Board of directors resignation and appointment

The company further announces that it has accepted the resignation of Bernard Radochonski from the company's board of directors, effective immediately. The company acknowledges Mr. Radochonski for his contributions as a significant shareholder and early supporter of Cannabis One, and wishes him the best with his future endeavours.

The company is pleased to announce the appointment of Mr. Sur to the board of directors of the company. Mr. Sur is a partner with Gowling WLG, an international law firm with more than 1,400 lawyers worldwide. Mr. Sur has been practising in the areas of mergers and acquisitions, corporate finance, and commercial law for nearly 15 years, and has extensive experience in cross-border transactions in various sectors, including cannabis. Mr. Sur has been recognized in the Canadian Legal Lexpert Directory during the last three consecutive years as a repeatedly recommended lawyer in corporate mid-market transactions, and brings valuable experience and insight to the board of directors of the company.
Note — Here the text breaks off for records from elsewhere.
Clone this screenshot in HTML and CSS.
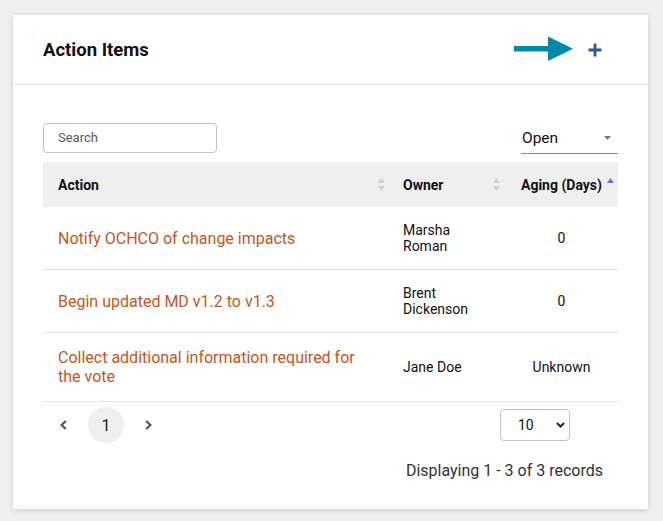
FILE: index.html
```html
<!DOCTYPE html>
<html>
<head>
<meta charset="utf-8">
<link rel="stylesheet" href="styles.css">
</head>
<body>
<div class="card">
  <div class="card-header">
    <h2 class="title">Action Items</h2>
    <div class="header-actions">
      <svg class="arrow" width="60" height="26" viewBox="0 0 60 26"><rect x="0" y="10" width="36" height="5.5" fill="#0088a9"/><polygon points="34,0.5 59,12.75 34,25" fill="#0088a9"/></svg>
      <svg class="plus" width="14" height="14" viewBox="0 0 14 14"><path d="M7 0.5V13.5M0.5 7H13.5" stroke="#2c5b8b" stroke-width="2.8"/></svg>
    </div>
  </div>
  <div class="card-body">
    <div class="toolbar">
      <div class="search">Search</div>
      <div class="status-select"><span>Open</span><svg width="7" height="4" viewBox="0 0 7 4"><polygon points="0,0 7,0 3.5,4" fill="#777"/></svg></div>
    </div>
    <table class="grid">
      <colgroup><col class="c1"><col class="c2"><col class="c3"></colgroup>
      <thead>
        <tr>
          <th class="th-action"><div class="th-in"><span>Action</span><svg class="sort" width="7" height="13" viewBox="0 0 7 13"><polygon points="0,5 3.5,0 7,5" fill="#d0d0d0"/><polygon points="0,8 7,8 3.5,13" fill="#d0d0d0"/></svg></div></th>
          <th class="th-owner"><div class="th-in"><span>Owner</span><svg class="sort" width="7" height="13" viewBox="0 0 7 13"><polygon points="0,5 3.5,0 7,5" fill="#d0d0d0"/><polygon points="0,8 7,8 3.5,13" fill="#d0d0d0"/></svg></div></th>
          <th class="th-aging">Aging (Days)<svg class="sort-active" width="7" height="5" viewBox="0 0 7 5"><polygon points="0,5 3.5,0 7,5" fill="#6d70d8"/></svg></th>
        </tr>
      </thead>
      <tbody>
        <tr>
          <td class="action">Notify OCHCO of change impacts</td>
          <td class="owner">Marsha<br>Roman</td>
          <td class="aging">0</td>
        </tr>
        <tr>
          <td class="action">Begin updated MD v1.2 to v1.3</td>
          <td class="owner">Brent<br>Dickenson</td>
          <td class="aging">0</td>
        </tr>
        <tr>
          <td class="action">Collect additional information required for the vote</td>
          <td class="owner">Jane Doe</td>
          <td class="aging">Unknown</td>
        </tr>
      </tbody>
    </table>
    <div class="pager">
      <div class="pages">
        <svg class="chev" width="7" height="10" viewBox="0 0 7 10"><polyline points="5.8,1 1.6,5 5.8,9" fill="none" stroke="#555" stroke-width="2.2"/></svg>
        <span class="page-num">1</span>
        <svg class="chev" width="7" height="10" viewBox="0 0 7 10"><polyline points="1.2,1 5.4,5 1.2,9" fill="none" stroke="#555" stroke-width="2.2"/></svg>
      </div>
      <div class="size-select"><span>10</span><svg width="9" height="6" viewBox="0 0 9 6"><polyline points="1,1 4.5,4.5 8,1" fill="none" stroke="#222" stroke-width="2"/></svg></div>
    </div>
    <div class="records">Displaying 1 - 3 of 3 records</div>
  </div>
</div>
</body>
</html>
```

FILE: styles.css
```css
html, body {
  margin: 0;
  padding: 0;
  background: #f0f0f0;
  font-family: Roboto, "Liberation Sans", sans-serif;
  color: #111;
}

.card {
  margin: 15px 15px 12px 13px;
  width: 635px;
  background: #fff;
  box-shadow: 0 1px 6px rgba(0, 0, 0, 0.16);
}

.card-header {
  height: 69px;
  border-bottom: 1px solid #e2e2e8;
  display: flex;
  align-items: center;
  padding: 0 46px 0 30px;
}

.title {
  margin: 0;
  font-size: 18.5px;
  font-weight: 700;
  color: #111;
  flex: 1;
}

.header-actions {
  display: flex;
  align-items: center;
  gap: 14px;
}

.arrow {
  display: block;
  margin-top: -2px;
}

.plus {
  display: block;
  margin-top: 1px;
}

.card-body {
  padding: 38px 30px 29px 30px;
}

.toolbar {
  display: flex;
  justify-content: space-between;
  align-items: flex-start;
  margin-bottom: 8px;
}

.search {
  box-sizing: border-box;
  width: 174px;
  height: 30px;
  border: 1px solid #c2c2c2;
  border-radius: 4px;
  padding-left: 14px;
  font-size: 13px;
  color: #5a5a5a;
  line-height: 28px;
}

.status-select {
  box-sizing: border-box;
  width: 97px;
  height: 31px;
  border-bottom: 1px solid #8a8a8a;
  display: flex;
  align-items: center;
  justify-content: space-between;
  padding: 0 7px 0 1px;
  font-size: 15.5px;
  color: #111;
}

.grid {
  width: 575px;
  border-collapse: collapse;
  table-layout: fixed;
}

.c1 { width: 345px; }
.c2 { width: 117px; }
.c3 { width: 113px; }

.grid th {
  height: 45px;
  background: #efefef;
  font-size: 14px;
  font-weight: 700;
  text-align: left;
  padding: 0;
  color: #111;
}

.th-in {
  display: flex;
  align-items: center;
  justify-content: space-between;
}

.th-action .th-in {
  padding: 0 3px 0 15px;
}

.th-owner .th-in {
  padding: 0 5px 0 15px;
}

.sort {
  display: block;
}

.grid th.th-aging {
  text-align: center;
}

.sort-active {
  display: inline-block;
  vertical-align: 7px;
  margin-left: 5px;
  margin-right: -12px;
}

.grid td {
  border-bottom: 1px solid #e2e2e2;
  padding: 15px;
  vertical-align: middle;
}

.grid td.action {
  font-size: 16px;
  line-height: 19px;
  color: #c5561c;
  padding-right: 30px;
}

.grid td.owner {
  font-size: 14px;
  line-height: 16px;
  color: #111;
}

.grid td.aging {
  font-size: 14px;
  line-height: 16px;
  text-align: center;
  color: #111;
}

.pager {
  display: flex;
  justify-content: space-between;
  align-items: center;
  margin-top: 5px;
  padding-left: 17px;
  padding-right: 48px;
}

.pages {
  display: flex;
  align-items: center;
  gap: 21px;
}

.chev {
  display: block;
}

.page-num {
  width: 36px;
  height: 36px;
  border-radius: 50%;
  background: #efefef;
  display: flex;
  align-items: center;
  justify-content: center;
  font-size: 16px;
  color: #222;
}

.size-select {
  box-sizing: border-box;
  width: 70px;
  height: 32px;
  border: 1px solid #c4c4c4;
  border-radius: 4px;
  display: flex;
  align-items: center;
  justify-content: space-between;
  padding: 0 4px 0 17px;
  font-size: 14px;
  color: #111;
}

.size-select svg {
  display: block;
}

.records {
  margin-top: 18px;
  text-align: right;
  padding-right: 15px;
  font-size: 16px;
  line-height: 19px;
  color: #333;
}
```
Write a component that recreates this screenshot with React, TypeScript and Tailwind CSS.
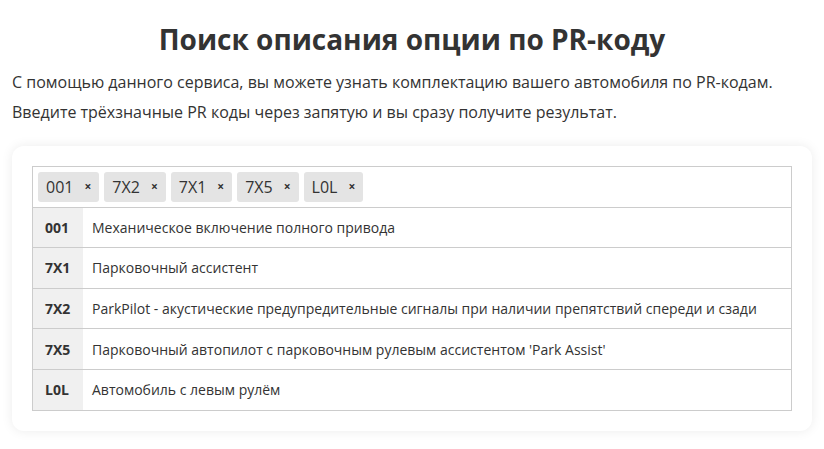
import React from "react";

const tags = ["001", "7X2", "7X1", "7X5", "L0L"];

const rows = [
  { code: "001", text: "Механическое включение полного привода" },
  { code: "7X1", text: "Парковочный ассистент" },
  {
    code: "7X2",
    text: "ParkPilot - акустические предупредительные сигналы при наличии препятствий спереди и сзади",
  },
  { code: "7X5", text: "Парковочный автопилот с парковочным рулевым ассистентом 'Park Assist'" },
  { code: "L0L", text: "Автомобиль с левым рулём" },
];

export default function App() {
  return (
    <div
      className="min-h-screen bg-white px-3 text-[#333]"
      style={{ fontFamily: '"Open Sans", sans-serif' }}
    >
      <h1 className="pt-[23px] text-center text-[28px] font-bold leading-[1.2] text-[#333]">
        Поиск описания опции по PR-коду
      </h1>
      <p className="mt-[13px] text-[16px] leading-[24px]">
        С помощью данного сервиса, вы можете узнать комплектацию вашего автомобиля по PR-кодам.
      </p>
      <p className="mt-[6px] text-[16px] leading-[24px]">
        Введите трёхзначные PR коды через запятую и вы сразу получите результат.
      </p>

      <div className="mt-[22px] rounded-xl bg-white p-5 shadow-[0_0_12px_rgba(0,0,0,0.08)]">
        <div className="border border-[#ccc]">
          <div className="flex flex-wrap gap-[5px] p-[5px]">
            {tags.map((t) => (
              <span
                key={t}
                className="flex h-[30px] items-center rounded-[3px] bg-[#e4e4e4] pl-2 pr-[8px] text-[16px]"
              >
                {t}
                <span className="ml-[11px] text-[12px] font-bold leading-none">×</span>
              </span>
            ))}
          </div>
          {rows.map((r) => (
            <div key={r.code} className="flex h-[40.6px] border-t border-[#ccc] text-[14px]">
              <div className="flex w-[50px] shrink-0 items-center bg-[#f0f0f0] px-3 font-bold">
                {r.code}
              </div>
              <div className="flex items-center pl-[9px]">{r.text}</div>
            </div>
          ))}
        </div>
      </div>
    </div>
  );
}
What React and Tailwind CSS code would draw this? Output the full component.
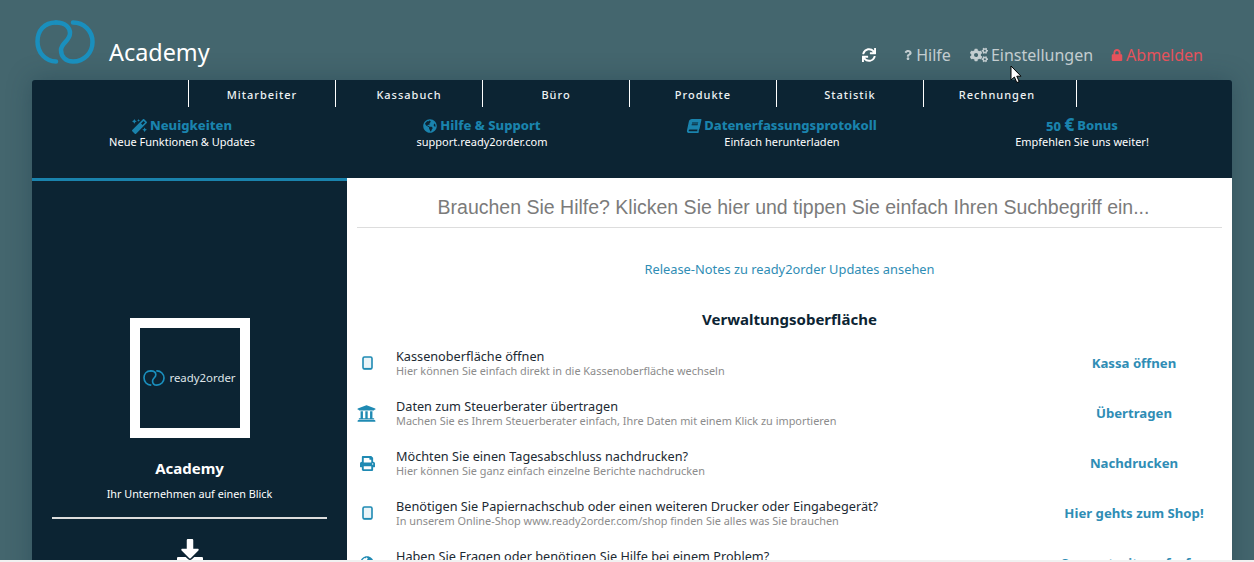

About Cannabis One Holdings Inc.

Cannabis One Holdings is focused on aggregating and optimizing popular cannabis brands throughout North America. With its unique, franchise-ready retail brand, the Joint, and through targeted acquisition and partnership opportunities, Cannabis One intends to become the premier, globally recognized house of brands, holding a client portfolio of award-winning products with an extensive market footprint. Through the company's the Joint retail concept, Cannabis One intends to leverage the consumer and brand data harvested from its retail locations to bring data-driven analytics to an emerging, branded industry. For consumers, Cannabis One desires to become the definitive source for unparalleled product selection and renowned service in an otherwise fragmented market.